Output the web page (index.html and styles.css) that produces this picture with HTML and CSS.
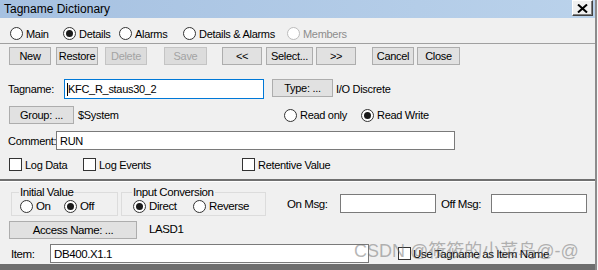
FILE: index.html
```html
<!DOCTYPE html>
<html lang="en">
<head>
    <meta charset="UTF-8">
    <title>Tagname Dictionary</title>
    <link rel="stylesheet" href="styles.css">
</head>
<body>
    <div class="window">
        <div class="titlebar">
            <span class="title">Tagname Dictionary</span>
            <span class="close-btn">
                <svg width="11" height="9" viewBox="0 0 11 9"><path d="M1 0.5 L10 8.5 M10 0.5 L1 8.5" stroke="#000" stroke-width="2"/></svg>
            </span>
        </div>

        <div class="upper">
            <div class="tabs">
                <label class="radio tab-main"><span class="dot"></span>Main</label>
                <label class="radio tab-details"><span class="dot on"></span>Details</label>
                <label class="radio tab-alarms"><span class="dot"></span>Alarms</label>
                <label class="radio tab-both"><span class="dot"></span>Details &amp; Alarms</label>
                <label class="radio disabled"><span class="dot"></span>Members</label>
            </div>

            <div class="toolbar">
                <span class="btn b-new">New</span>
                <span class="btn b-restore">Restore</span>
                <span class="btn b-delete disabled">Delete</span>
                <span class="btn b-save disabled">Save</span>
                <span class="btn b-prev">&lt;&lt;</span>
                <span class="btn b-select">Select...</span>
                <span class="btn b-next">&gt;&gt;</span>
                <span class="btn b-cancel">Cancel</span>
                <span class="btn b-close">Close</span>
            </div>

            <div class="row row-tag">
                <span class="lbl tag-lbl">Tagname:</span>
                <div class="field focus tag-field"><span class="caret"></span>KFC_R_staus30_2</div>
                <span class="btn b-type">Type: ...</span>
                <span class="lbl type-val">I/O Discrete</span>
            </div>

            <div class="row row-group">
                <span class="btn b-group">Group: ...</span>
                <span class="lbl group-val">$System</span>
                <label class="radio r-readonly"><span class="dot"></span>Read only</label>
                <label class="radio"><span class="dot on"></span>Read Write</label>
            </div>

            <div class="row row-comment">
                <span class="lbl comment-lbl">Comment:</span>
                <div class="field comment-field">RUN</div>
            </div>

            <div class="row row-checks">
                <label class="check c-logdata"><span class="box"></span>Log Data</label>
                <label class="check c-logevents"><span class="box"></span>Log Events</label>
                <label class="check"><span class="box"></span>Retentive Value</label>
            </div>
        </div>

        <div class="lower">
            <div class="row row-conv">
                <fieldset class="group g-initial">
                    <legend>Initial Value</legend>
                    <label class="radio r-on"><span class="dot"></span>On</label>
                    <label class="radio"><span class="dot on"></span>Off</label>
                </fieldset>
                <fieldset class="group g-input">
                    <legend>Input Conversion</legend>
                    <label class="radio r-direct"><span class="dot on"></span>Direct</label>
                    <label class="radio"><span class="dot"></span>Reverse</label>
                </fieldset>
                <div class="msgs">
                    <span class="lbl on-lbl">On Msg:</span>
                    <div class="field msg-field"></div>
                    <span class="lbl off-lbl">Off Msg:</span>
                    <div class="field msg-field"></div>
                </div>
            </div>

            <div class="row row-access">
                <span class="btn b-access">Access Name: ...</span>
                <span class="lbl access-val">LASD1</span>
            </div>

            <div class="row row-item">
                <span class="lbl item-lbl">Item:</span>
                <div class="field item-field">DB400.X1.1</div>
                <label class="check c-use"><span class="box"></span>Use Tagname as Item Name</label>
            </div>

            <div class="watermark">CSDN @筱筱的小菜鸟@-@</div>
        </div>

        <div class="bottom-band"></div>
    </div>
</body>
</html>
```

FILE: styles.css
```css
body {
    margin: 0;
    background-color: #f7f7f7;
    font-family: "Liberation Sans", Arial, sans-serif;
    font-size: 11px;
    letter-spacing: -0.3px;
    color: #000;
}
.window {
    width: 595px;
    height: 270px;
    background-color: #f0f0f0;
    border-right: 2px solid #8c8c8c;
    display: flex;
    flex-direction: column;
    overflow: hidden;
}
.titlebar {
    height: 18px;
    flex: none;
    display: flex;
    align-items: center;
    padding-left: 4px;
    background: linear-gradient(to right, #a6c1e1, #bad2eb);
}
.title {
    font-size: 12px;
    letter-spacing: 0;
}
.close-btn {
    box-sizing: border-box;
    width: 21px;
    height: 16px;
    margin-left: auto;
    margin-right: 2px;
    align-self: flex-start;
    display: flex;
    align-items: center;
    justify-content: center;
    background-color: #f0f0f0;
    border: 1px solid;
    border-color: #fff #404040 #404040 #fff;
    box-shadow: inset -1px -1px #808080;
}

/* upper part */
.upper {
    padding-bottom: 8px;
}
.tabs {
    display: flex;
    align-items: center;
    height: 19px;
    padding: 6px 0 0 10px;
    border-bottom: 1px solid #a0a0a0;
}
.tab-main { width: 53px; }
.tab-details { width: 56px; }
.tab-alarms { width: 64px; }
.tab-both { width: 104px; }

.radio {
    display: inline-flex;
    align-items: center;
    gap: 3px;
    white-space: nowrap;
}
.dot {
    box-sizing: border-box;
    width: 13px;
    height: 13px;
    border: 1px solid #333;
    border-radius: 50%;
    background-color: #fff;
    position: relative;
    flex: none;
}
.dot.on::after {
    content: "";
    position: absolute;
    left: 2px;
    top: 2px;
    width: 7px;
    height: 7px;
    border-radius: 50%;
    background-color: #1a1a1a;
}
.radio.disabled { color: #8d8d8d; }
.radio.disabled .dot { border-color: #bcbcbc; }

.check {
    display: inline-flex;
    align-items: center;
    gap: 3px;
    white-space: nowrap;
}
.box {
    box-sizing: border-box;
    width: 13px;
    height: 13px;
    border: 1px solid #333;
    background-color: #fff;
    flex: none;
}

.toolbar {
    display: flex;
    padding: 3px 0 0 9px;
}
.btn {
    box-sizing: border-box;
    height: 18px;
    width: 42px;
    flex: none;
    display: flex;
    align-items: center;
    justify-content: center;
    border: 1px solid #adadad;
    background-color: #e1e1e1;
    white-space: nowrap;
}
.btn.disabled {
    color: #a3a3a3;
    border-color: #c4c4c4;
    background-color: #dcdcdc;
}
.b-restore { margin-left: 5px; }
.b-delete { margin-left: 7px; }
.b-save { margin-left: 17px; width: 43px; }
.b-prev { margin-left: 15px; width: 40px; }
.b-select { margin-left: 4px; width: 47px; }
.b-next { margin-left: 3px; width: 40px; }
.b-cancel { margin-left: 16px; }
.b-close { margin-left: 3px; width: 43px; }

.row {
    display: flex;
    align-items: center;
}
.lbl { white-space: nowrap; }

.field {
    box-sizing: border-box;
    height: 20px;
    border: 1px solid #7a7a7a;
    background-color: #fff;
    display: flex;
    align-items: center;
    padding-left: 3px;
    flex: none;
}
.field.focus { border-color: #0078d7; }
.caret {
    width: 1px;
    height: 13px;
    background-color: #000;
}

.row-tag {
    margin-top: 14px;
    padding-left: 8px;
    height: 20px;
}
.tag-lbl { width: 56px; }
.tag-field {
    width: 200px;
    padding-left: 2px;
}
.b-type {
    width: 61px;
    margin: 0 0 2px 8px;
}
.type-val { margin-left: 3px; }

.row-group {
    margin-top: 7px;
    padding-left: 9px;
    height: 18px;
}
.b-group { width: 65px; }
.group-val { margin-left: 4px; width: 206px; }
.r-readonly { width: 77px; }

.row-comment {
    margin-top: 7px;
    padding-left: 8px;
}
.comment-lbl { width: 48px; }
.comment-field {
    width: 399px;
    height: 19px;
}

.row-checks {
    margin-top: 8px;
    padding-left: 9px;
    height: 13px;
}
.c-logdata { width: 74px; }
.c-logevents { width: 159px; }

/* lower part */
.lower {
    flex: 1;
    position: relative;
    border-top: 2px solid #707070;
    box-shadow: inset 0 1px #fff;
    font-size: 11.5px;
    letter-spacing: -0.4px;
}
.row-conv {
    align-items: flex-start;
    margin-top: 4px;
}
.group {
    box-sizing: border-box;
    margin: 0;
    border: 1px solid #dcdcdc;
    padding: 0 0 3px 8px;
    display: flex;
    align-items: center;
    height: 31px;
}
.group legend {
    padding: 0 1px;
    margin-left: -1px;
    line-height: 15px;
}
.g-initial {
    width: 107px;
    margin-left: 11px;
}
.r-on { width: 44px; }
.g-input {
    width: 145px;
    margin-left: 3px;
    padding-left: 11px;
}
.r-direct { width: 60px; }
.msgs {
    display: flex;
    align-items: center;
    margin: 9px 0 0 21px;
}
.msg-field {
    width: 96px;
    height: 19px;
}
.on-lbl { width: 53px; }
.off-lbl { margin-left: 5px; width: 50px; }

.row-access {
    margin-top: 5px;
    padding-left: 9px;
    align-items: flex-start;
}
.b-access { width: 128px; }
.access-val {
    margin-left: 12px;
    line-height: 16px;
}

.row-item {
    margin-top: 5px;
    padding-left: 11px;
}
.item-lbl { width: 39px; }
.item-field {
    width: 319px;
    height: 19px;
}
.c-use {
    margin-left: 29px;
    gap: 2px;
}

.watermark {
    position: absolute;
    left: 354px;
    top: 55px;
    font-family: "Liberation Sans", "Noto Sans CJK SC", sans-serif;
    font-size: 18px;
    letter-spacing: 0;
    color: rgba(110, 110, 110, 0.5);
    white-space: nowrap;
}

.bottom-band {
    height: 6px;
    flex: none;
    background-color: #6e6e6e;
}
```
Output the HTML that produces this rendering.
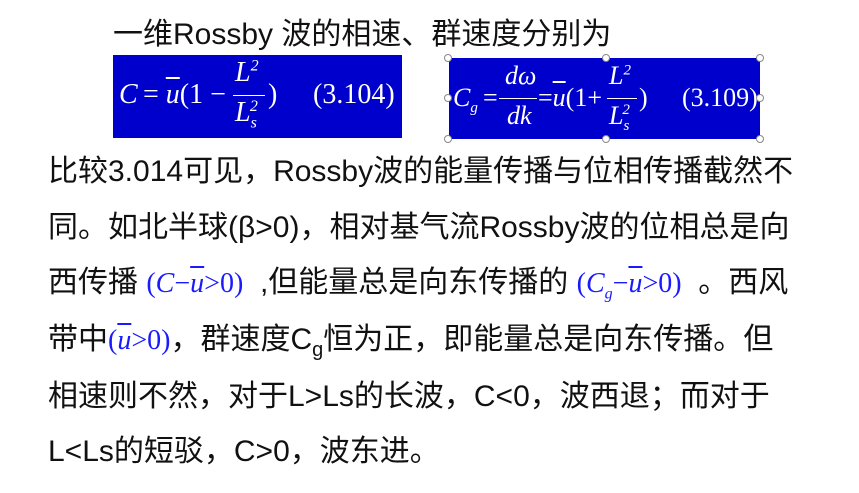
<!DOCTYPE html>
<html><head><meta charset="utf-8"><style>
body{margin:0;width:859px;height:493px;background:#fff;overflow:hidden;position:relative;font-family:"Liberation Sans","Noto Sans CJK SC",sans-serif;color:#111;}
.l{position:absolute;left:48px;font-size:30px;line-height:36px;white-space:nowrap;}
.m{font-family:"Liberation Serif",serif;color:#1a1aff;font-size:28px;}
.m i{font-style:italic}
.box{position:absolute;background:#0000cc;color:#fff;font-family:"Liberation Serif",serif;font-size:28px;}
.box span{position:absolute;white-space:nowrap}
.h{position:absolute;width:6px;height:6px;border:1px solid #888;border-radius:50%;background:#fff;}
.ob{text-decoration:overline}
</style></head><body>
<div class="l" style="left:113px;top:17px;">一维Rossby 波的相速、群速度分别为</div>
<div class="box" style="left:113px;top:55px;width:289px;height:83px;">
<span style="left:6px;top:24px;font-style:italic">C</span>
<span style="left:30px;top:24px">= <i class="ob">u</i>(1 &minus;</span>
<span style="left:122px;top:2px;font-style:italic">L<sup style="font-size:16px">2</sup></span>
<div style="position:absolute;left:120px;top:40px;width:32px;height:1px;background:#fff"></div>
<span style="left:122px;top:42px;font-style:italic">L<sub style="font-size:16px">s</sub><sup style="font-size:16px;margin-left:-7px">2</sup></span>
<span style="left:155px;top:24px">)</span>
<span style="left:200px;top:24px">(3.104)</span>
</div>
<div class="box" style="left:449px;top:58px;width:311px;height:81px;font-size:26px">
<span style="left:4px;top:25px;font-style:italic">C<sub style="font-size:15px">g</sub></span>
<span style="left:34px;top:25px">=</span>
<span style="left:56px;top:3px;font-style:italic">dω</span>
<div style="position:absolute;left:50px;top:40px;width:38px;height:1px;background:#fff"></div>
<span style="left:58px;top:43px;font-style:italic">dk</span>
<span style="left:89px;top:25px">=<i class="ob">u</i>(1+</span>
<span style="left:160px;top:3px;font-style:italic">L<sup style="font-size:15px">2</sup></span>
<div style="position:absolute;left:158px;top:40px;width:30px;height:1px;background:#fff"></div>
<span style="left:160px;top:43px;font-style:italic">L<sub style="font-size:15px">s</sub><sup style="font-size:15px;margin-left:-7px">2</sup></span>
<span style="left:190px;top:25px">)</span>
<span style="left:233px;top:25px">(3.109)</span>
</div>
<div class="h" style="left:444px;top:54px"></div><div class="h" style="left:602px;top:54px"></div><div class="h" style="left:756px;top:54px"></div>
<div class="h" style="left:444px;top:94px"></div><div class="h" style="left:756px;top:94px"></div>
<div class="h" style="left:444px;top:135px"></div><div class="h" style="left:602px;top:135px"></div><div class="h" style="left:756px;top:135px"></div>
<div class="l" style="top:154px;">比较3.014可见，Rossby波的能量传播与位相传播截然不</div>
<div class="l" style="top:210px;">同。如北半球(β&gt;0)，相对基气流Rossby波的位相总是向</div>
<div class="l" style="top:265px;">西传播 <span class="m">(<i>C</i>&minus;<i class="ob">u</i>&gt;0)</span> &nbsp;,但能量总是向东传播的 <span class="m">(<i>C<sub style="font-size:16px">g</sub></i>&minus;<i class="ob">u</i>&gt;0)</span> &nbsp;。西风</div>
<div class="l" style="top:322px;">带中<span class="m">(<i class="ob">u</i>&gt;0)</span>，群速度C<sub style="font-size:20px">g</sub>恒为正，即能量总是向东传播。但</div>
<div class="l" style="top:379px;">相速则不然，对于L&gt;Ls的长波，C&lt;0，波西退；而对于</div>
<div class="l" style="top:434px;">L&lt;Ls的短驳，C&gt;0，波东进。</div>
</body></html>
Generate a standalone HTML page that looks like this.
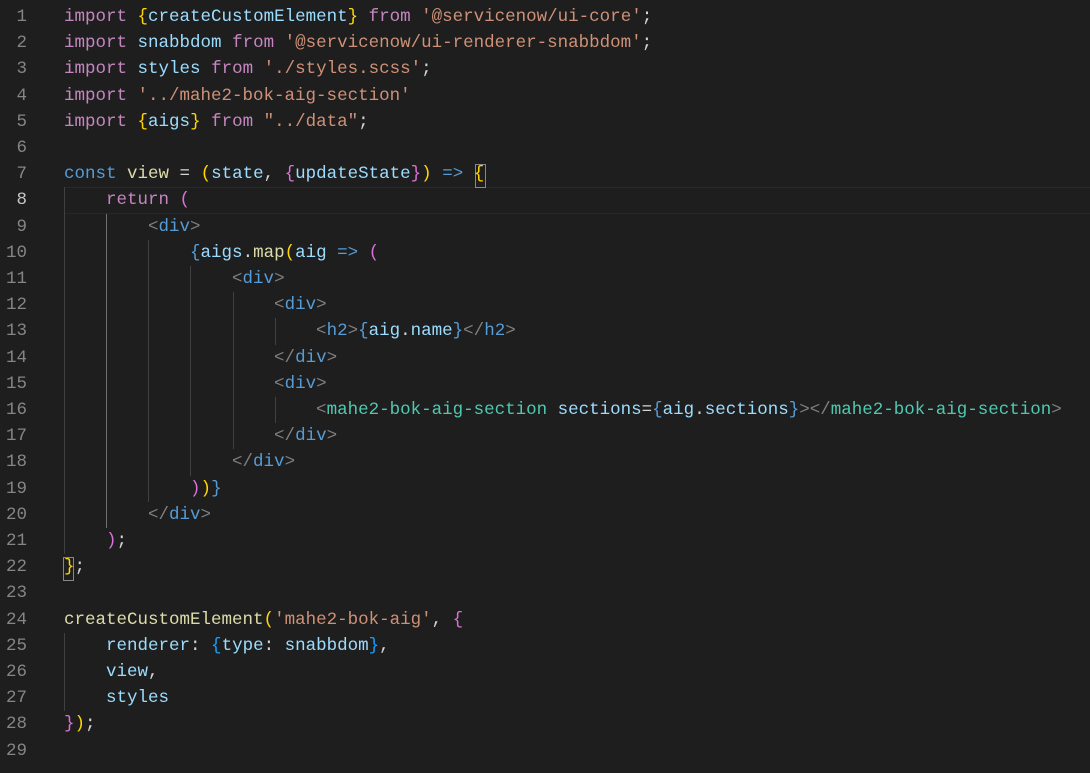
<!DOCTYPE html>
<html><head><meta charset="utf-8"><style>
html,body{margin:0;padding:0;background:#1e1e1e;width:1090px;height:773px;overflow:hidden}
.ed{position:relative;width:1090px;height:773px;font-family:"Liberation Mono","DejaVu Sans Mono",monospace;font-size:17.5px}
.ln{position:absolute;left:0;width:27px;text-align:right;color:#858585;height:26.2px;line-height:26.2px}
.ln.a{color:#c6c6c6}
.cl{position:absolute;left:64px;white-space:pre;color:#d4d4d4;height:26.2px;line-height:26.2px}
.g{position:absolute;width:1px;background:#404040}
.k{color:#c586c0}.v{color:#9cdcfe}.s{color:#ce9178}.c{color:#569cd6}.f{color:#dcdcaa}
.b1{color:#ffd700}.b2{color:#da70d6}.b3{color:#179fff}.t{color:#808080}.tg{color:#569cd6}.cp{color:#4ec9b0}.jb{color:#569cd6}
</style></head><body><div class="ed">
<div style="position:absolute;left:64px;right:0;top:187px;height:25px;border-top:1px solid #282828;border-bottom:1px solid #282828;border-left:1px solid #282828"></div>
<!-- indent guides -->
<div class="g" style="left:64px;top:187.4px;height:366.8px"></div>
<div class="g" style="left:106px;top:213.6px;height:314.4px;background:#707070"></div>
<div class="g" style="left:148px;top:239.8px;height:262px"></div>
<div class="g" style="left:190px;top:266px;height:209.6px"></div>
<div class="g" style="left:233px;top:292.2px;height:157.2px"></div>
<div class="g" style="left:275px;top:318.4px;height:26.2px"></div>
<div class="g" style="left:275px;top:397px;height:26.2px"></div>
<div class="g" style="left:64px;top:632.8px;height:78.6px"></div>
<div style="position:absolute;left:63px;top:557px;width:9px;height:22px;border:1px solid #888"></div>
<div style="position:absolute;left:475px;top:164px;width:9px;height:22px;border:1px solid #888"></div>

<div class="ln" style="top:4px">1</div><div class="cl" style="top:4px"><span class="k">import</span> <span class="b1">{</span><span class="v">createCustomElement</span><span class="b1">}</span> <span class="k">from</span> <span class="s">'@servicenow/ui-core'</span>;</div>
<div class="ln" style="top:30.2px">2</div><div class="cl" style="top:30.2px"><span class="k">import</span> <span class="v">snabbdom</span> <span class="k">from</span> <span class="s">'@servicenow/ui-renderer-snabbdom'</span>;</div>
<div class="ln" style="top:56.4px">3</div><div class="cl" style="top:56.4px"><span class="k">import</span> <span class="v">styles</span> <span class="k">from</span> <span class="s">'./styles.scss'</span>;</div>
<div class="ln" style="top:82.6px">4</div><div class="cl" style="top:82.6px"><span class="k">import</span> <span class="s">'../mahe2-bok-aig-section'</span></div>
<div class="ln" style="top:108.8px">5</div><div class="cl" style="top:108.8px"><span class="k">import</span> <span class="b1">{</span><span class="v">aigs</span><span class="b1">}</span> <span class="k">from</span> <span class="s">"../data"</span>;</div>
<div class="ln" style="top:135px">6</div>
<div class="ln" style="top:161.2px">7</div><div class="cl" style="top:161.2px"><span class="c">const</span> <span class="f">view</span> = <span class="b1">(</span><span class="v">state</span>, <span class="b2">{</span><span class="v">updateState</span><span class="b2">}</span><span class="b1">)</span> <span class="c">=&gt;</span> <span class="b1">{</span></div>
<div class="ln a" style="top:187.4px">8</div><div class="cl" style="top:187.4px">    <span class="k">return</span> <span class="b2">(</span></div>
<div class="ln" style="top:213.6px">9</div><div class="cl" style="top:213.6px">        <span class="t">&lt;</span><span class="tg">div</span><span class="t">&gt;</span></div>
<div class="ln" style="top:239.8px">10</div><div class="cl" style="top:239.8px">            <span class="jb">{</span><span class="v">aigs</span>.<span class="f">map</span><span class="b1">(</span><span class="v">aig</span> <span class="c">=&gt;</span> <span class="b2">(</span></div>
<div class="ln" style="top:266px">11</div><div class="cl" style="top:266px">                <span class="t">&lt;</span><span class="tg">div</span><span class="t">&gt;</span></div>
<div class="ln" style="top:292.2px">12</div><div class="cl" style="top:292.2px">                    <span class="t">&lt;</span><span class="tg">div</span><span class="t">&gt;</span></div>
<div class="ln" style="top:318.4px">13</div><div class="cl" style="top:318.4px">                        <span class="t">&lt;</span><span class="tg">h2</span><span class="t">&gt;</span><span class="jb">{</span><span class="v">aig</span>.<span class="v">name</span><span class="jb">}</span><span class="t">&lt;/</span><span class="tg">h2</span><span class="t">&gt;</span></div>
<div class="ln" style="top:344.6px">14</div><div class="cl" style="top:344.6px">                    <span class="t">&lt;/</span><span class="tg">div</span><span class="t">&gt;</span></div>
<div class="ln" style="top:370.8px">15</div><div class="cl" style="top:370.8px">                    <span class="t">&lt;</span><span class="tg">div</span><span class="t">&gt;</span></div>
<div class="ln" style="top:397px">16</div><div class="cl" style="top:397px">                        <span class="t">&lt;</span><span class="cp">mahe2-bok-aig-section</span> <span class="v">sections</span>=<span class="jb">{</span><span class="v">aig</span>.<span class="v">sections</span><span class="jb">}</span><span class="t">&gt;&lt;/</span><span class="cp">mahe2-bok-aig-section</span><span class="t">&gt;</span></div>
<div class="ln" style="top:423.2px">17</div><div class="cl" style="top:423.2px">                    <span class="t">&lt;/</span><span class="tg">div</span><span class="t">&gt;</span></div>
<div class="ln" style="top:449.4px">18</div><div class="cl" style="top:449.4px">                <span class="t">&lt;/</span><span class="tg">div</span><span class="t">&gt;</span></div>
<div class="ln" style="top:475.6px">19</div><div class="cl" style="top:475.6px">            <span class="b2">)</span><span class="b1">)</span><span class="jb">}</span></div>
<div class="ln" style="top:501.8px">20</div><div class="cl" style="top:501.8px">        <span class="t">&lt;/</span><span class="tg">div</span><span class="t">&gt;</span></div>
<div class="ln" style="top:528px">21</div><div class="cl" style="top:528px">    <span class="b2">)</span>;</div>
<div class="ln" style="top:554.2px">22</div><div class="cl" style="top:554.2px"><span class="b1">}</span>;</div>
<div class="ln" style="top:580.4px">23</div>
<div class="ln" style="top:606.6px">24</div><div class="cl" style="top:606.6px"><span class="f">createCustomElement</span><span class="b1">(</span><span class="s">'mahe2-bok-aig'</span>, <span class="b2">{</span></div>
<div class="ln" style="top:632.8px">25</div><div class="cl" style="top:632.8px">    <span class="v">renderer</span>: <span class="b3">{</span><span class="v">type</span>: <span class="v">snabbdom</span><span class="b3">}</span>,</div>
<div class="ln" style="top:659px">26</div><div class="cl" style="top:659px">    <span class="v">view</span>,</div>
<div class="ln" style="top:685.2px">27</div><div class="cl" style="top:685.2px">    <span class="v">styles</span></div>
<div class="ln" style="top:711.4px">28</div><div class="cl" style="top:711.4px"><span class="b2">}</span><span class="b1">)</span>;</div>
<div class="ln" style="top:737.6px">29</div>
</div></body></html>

* Exercise requirements *
Count every line in the preceding entries where the string "that" appears, then state only the total.

* Output *
3